STATED PROBLEM: Pull out every line below that holds the word "React".

SOURCE RECORDS:

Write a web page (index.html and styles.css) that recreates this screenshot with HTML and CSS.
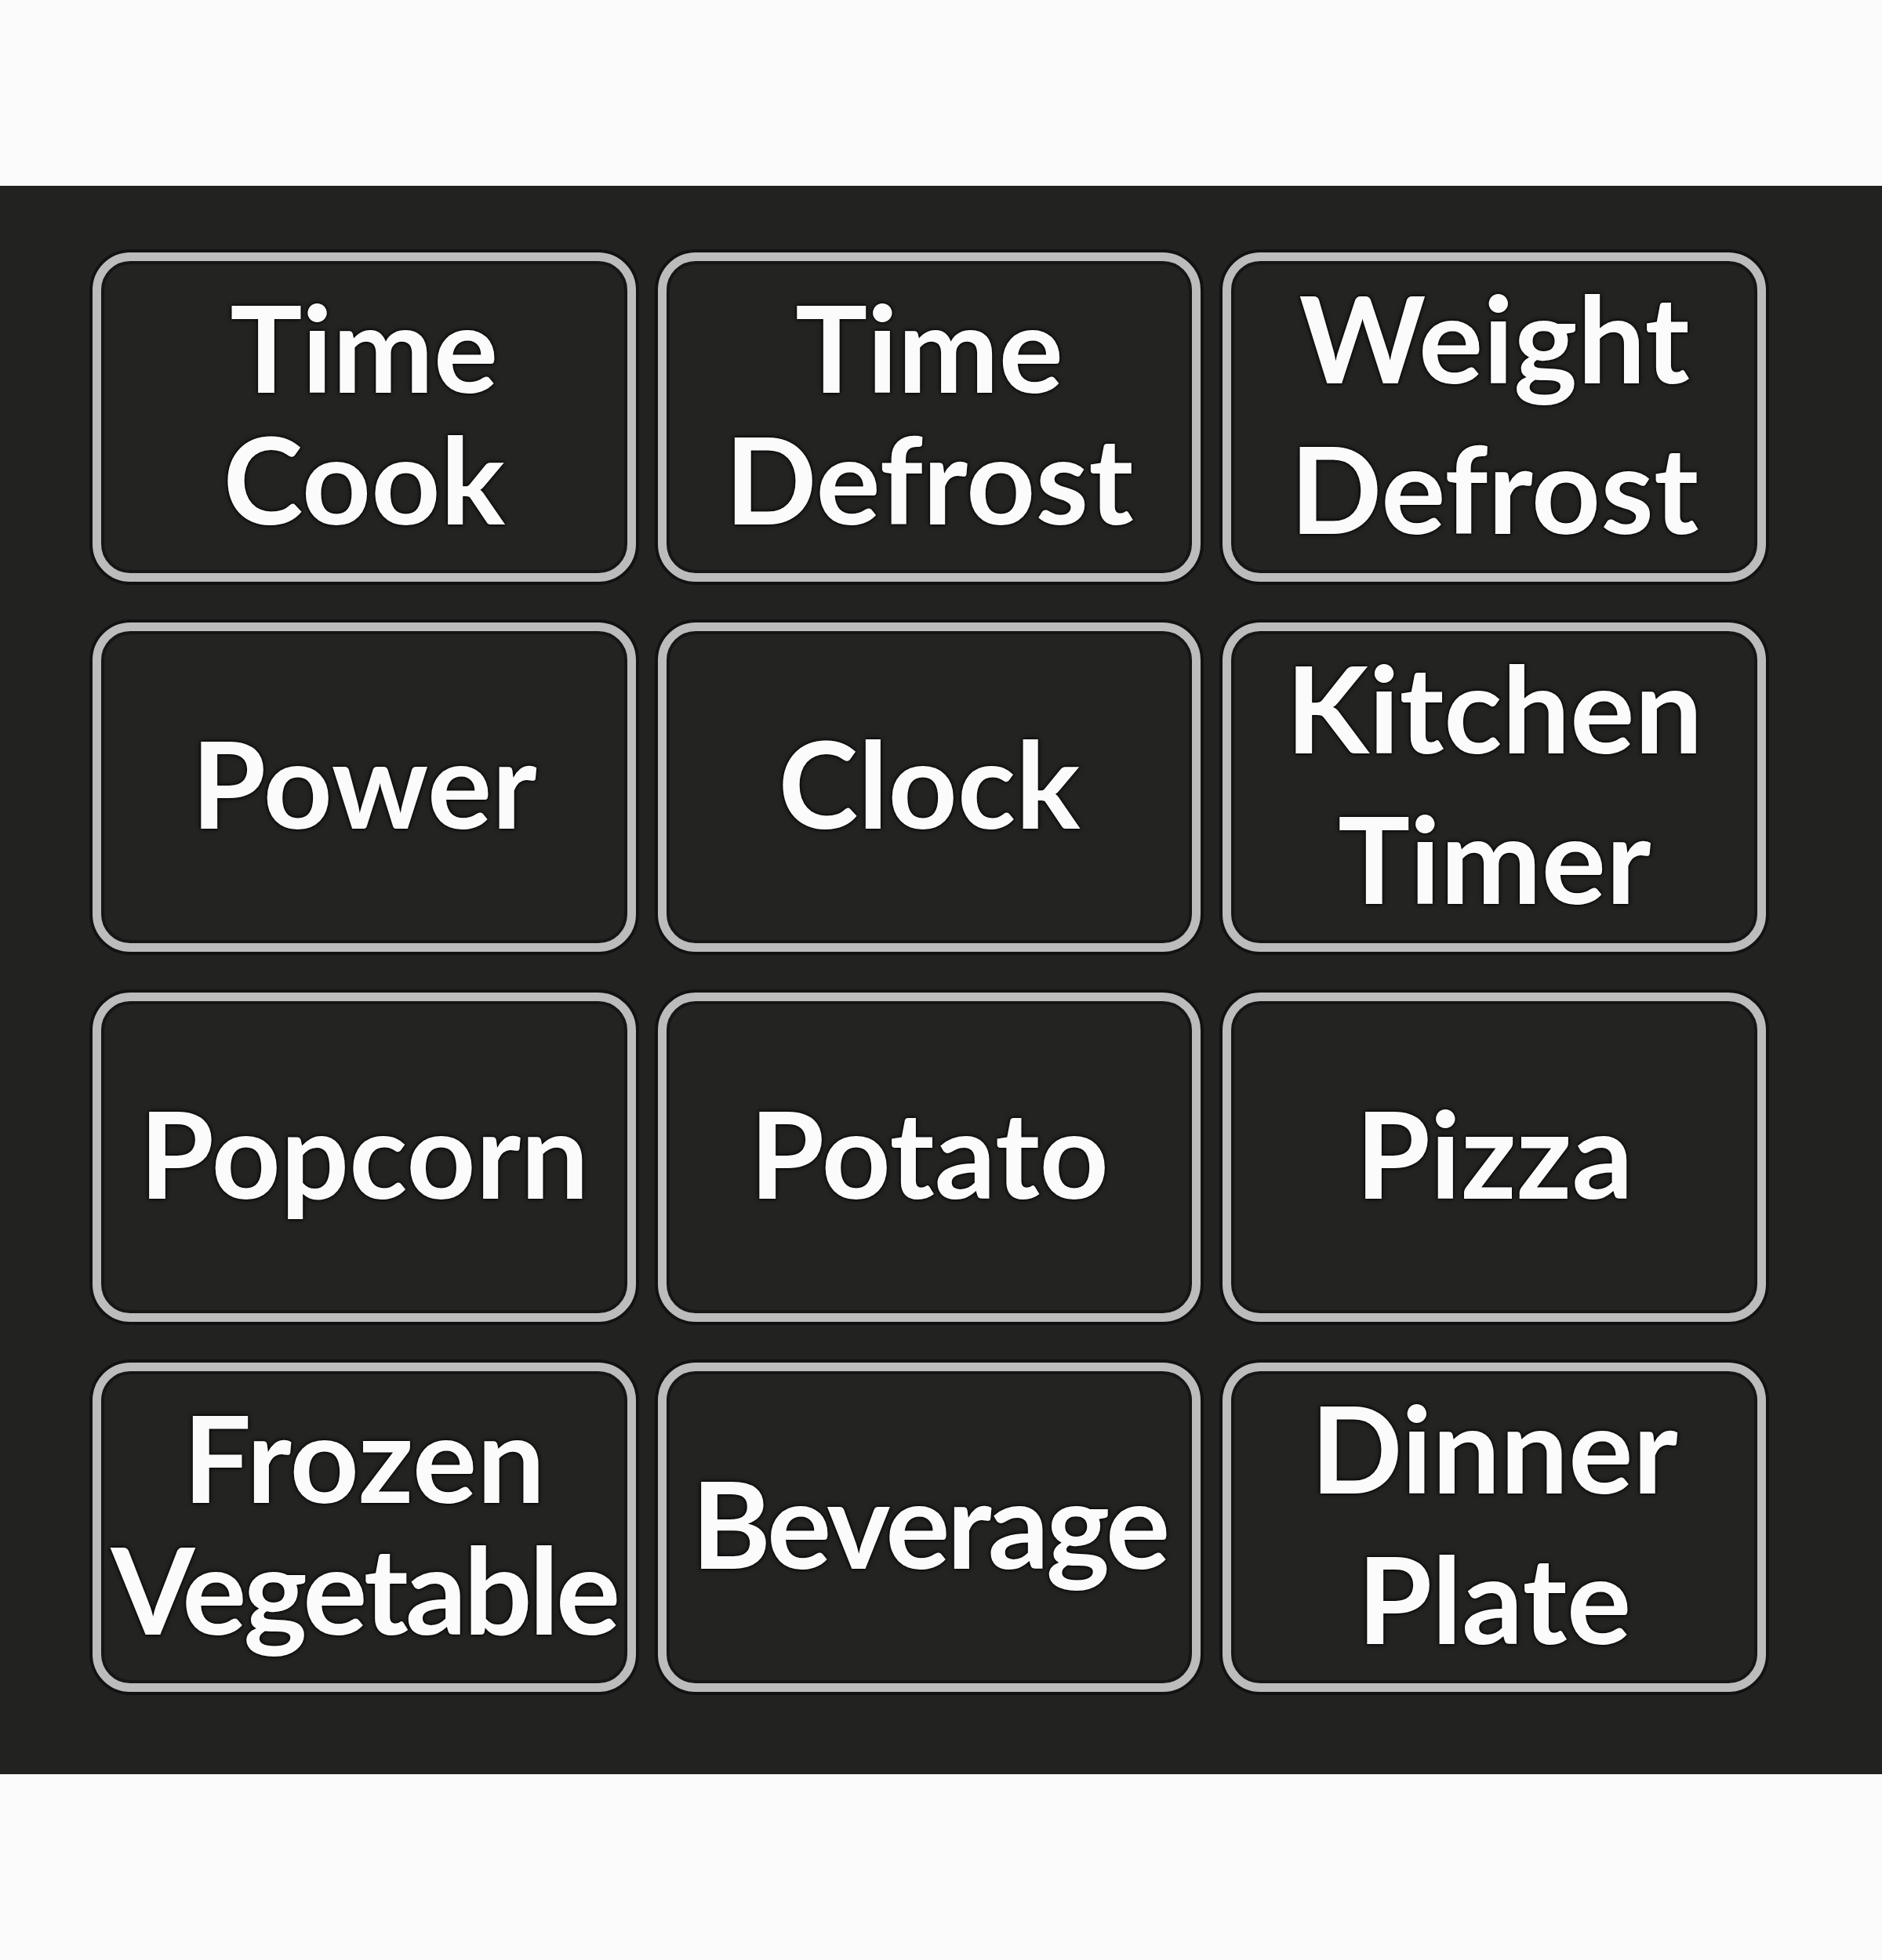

--

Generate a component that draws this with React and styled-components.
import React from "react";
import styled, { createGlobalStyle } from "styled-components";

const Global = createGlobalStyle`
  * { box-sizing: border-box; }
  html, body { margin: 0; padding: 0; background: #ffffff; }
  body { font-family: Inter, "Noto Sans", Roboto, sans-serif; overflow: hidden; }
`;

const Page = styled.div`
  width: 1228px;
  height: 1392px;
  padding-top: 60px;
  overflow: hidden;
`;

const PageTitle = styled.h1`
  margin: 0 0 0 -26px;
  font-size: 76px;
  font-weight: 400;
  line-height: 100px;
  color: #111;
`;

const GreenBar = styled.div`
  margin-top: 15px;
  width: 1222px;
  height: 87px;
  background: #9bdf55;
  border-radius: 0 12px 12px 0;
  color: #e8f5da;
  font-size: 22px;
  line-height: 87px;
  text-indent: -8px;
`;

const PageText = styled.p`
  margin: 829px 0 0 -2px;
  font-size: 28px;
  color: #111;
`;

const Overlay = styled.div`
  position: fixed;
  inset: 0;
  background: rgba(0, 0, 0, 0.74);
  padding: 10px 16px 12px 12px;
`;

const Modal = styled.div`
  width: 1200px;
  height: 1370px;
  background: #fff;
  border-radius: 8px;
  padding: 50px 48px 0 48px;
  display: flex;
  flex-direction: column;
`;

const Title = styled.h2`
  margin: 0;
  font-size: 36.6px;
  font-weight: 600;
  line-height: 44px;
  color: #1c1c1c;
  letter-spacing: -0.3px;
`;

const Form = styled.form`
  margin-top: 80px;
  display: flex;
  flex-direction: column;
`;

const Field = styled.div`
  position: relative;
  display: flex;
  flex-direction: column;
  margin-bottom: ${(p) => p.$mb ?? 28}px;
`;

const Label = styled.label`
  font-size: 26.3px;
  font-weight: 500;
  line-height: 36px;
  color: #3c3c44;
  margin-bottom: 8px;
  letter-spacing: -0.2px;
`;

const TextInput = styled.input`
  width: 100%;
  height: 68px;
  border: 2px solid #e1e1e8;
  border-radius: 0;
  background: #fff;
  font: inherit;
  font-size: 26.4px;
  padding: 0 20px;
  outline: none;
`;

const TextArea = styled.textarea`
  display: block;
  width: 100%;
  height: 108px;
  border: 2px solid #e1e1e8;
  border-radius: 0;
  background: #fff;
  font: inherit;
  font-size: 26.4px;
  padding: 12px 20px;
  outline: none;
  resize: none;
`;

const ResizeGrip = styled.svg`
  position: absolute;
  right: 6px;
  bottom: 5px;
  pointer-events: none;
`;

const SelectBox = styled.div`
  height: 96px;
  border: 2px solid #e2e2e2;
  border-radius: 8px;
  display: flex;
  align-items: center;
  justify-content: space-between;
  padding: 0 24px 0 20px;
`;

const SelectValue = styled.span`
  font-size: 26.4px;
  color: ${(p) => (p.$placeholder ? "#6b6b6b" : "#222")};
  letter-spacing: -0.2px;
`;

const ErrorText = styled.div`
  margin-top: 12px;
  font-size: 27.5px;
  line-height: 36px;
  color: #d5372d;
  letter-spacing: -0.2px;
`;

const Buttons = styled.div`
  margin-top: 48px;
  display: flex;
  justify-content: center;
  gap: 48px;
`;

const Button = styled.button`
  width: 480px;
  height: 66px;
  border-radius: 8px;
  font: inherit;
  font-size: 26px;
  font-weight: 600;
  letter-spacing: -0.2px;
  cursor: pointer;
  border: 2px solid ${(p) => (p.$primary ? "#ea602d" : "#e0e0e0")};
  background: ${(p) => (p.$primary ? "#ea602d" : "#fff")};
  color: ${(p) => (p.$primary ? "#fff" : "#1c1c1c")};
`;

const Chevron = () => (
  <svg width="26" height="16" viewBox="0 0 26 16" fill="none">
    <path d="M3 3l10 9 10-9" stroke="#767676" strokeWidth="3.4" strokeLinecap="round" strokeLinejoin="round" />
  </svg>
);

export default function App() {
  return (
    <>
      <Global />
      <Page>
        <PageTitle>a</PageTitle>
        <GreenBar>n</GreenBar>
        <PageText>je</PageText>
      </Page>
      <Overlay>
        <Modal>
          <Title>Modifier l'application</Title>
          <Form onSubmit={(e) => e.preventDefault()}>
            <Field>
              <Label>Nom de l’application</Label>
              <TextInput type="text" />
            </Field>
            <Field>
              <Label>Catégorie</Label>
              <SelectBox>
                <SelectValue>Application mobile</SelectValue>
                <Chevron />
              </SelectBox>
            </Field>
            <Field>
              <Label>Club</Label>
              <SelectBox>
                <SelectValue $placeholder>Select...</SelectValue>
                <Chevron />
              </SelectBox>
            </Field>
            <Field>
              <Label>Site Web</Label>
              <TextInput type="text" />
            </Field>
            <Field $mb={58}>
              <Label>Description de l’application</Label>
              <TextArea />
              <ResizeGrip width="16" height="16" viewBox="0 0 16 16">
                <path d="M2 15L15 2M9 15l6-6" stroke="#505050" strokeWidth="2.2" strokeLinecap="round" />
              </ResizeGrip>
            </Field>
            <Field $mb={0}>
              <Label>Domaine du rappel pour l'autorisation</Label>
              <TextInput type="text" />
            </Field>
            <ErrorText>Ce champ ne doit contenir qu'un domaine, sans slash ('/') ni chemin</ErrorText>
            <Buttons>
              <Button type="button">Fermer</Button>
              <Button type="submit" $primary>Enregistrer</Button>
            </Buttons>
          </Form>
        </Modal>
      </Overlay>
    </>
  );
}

---

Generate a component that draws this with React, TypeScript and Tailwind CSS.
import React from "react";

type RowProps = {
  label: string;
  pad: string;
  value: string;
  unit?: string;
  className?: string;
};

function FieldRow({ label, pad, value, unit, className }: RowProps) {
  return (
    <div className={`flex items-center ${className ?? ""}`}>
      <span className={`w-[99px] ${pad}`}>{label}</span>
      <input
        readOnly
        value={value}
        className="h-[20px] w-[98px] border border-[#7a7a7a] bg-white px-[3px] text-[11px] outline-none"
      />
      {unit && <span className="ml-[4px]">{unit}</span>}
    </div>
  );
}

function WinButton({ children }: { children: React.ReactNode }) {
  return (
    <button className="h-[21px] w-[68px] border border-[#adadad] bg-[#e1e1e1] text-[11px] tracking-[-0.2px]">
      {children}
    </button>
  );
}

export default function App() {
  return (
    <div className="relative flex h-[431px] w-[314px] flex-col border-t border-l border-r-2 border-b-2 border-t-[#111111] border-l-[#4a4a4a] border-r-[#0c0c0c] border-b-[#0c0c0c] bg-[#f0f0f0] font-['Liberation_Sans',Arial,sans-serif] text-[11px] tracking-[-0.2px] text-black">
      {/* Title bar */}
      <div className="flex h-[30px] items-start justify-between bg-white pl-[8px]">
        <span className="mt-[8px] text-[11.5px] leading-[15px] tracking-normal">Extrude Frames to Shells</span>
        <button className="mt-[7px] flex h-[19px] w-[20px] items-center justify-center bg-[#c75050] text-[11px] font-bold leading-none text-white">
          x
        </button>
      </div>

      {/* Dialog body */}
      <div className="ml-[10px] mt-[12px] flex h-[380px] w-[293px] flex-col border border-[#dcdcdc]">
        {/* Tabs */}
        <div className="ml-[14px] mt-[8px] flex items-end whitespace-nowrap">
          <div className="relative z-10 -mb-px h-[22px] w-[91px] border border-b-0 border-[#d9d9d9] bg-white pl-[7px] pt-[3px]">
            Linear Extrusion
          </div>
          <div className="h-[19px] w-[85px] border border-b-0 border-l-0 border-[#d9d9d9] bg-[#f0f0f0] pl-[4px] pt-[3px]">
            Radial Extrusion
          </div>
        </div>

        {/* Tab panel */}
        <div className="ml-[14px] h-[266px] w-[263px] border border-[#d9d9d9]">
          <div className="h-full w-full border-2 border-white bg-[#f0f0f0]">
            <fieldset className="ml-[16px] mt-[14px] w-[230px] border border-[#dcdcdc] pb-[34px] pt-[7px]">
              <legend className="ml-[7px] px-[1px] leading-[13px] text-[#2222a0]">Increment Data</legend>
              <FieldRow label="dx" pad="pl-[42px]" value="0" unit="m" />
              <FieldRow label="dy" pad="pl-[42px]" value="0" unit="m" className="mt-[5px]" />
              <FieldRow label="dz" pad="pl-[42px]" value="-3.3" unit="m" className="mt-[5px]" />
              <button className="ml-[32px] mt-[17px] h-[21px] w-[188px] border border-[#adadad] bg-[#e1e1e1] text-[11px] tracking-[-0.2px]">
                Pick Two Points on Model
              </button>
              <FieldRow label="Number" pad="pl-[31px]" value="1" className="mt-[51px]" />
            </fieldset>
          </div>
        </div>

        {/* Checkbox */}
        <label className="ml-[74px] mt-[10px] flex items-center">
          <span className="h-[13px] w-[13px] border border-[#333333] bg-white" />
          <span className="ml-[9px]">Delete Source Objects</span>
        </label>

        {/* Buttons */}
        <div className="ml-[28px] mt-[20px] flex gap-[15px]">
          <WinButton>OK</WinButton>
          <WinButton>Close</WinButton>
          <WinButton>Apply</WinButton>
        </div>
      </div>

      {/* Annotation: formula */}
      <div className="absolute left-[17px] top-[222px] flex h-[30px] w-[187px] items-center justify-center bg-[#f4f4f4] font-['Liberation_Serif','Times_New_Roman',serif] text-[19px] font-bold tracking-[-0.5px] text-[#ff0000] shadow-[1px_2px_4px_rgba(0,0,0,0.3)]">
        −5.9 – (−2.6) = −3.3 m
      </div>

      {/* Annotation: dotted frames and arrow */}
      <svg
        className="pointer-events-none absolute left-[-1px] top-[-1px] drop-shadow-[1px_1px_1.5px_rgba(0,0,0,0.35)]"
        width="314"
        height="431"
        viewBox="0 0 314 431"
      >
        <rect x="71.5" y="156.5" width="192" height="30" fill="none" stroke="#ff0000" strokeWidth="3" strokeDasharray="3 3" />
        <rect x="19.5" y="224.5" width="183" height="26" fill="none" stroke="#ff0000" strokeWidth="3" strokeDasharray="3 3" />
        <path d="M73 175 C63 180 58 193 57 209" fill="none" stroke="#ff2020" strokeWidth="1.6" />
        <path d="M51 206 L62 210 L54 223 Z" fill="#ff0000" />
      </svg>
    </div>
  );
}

TASK ANSWER:
Generate a component that draws this with React and styled-components.
import React from "react";
Generate a component that draws this with React, TypeScript and Tailwind CSS.
import React from "react";
function WinButton({ children }: { children: React.ReactNode }) {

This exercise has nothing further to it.